You should keep a written record of audits carried out and actions taken against a driver as appropriate (retraining / disciplinary).
You should check the PMI sheet and take action, where there is a defect noted that should have been reported by the driver(s) and be alert to a driver who reports any defects at service time where these should have been reported earlier.
Keeping within the Law and avoiding fines
Continuous monitoring of Driver Daily Defects, the reporting and management of defects system is essential to ensure the effective management and control of the maintenance system. Driver Daily Defect reports are a key part of the maintenance of the vehicle.
Ensure drivers are trained and equipped to do their daily defect checks thoroughly, about 85% of roadside defects found by the DVSA could be avoided if the driver had done a careful defect check.
Ensure Drivers report Defects and your systems are in place to prevent defective vehicles from being used until the vehicle is roadworthy.
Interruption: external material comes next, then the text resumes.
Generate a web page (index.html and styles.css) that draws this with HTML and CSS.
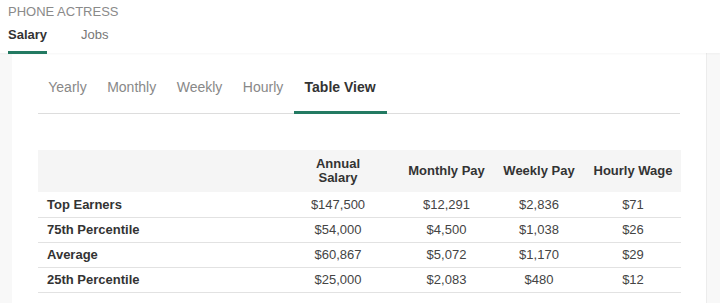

Ensure tyres are checked carefully using a tyre depth measure as well as looking for bulges, cracks and all nuts are correctly tightened. Did you know that a quarter of prohibitions issued to van drivers are for defective tyres?
Ensure only emergency repairs are done at the roadside. Routine maintenance, including safety inspections and repairs, may not be carried out on the public highway.
Ensure Daily defect reports including Nil defect reports, are stored for up to 15 months, whether this is a paper or electronic record.
The driver could be fined or prosecuted if a defect is found on your vehicle when used on the public road and you could be fined for not completing your defect report correctly. There are also repercussions on the company after the DVSA have completed a road-side check which shows defects.